使徒的書簡「パトリス・コルデ」[試訳](16)

 子どもの人生を生きようとする誘惑を放棄した父性は、つねに前代未聞の空間を開きます。一人ひとりの子どもは、つねに神秘、前代未聞のものを運んでいて、それは、その子の自由を尊重する父親の助けをもって初めて明らかにされます。自分が「役立たず」になり、子が自立し、人生の道を一人で歩むのを見、ヨセフの状況の中に自らを置くとき初めて、父親は自分の教育的行為をなし遂げ、父性を完全に生きるのです。ヨセフはつねに、この「幼子」が自分の子ではなく、単に彼の世話に託された子であることを知っていました。本質的に、それがイエスの言おうとしたことです:「誰であれ、地上の者を『父』と呼んではならない。あなた方の父はただひとり、天におられる方だけである」(マタ23・9)。
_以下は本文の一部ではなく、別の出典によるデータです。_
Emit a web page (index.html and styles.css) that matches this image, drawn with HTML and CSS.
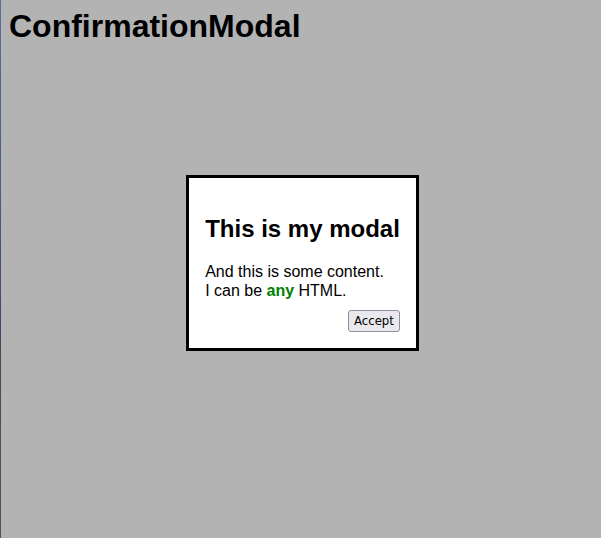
FILE: index.html
```html
<!DOCTYPE html>
<html lang="en">
<head>
<meta charset="utf-8">
<title>ConfirmationModal</title>
<link rel="stylesheet" href="styles.css">
</head>
<body>
<div class="edge"></div>
<h1 class="title">ConfirmationModal</h1>
<div class="overlay">
  <div class="modal">
    <h2 class="modal-title">This is my modal</h2>
    <p class="modal-body">And this is some content.<br>I can be <strong class="accent">any</strong> HTML.</p>
    <div class="modal-actions">
      <button class="btn" type="button">Accept</button>
    </div>
  </div>
</div>
</body>
</html>
```

FILE: styles.css
```css
html, body {
  height: 100%;
}
body {
  margin: 0;
  padding: 8px 8px 8px 9px;
  box-sizing: border-box;
  background: #b3b3b3;
  font-family: "Liberation Sans", Arial, sans-serif;
  color: #000;
  overflow: hidden;
}
.edge {
  position: fixed;
  left: 0;
  top: 0;
  bottom: 0;
  width: 1px;
  background: linear-gradient(to bottom, #5a6f9a 0, #485a80 40%, #3c4866 63%, #4a4a4a 65%, #555 100%);
}
.title {
  margin: 0;
  font-size: 32px;
  font-weight: bold;
}
.overlay {
  position: fixed;
  inset: 0;
  display: flex;
  align-items: center;
  justify-content: center;
  padding: 0 0 12px 4px;
}
.modal {
  background: #fff;
  border: 3px solid #000;
  padding: 17px 16px 16px;
}
.modal-title {
  margin: 20px 0 19px;
  font-size: 24px;
  font-weight: bold;
}
.modal-body {
  margin: 0 0 10px;
  font-size: 16px;
  line-height: 19px;
}
.accent {
  color: #008000;
}
.modal-actions {
  display: flex;
  justify-content: flex-end;
}
.btn {
  font-family: "DejaVu Sans Condensed", "DejaVu Sans", sans-serif;
  font-stretch: condensed;
  font-size: 13px;
  line-height: 16px;
  padding: 2px 5px;
  border: 1px solid #8f8f9d;
  border-radius: 3px;
  background: #e9e9ed;
  color: #000;
}
```
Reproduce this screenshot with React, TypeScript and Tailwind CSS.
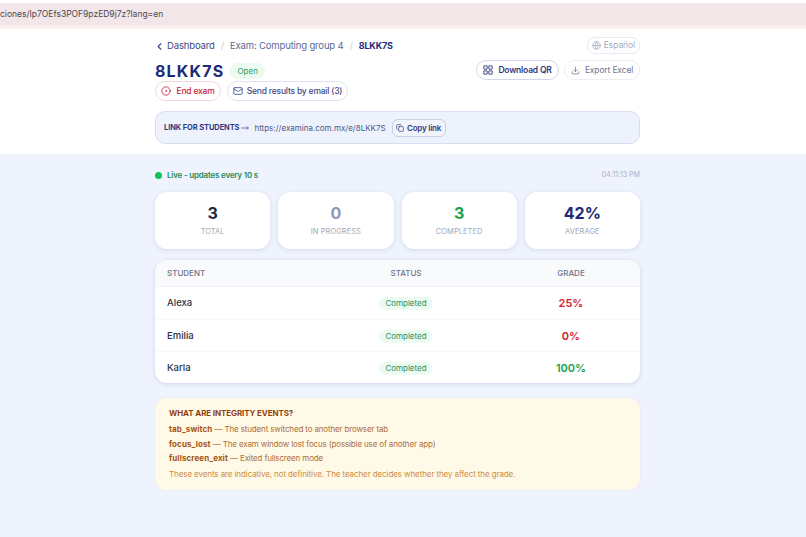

 わたしたちが、父性を行使している状態にあるときはいつでも、それが決して所有の行使ではなく、より高い父性を指し示す「しるし」であることを思い起こさなければなりません。ある意味で、わたしたちはみな、つねにヨセフの状態にあります:「悪人の上にも善人の上にも太陽を昇らせ、正しい者の上にも正しくない者の上にも雨を降らせてくださる」(マタ5・45)唯一の天の父の影であり、御子に従う影なのです。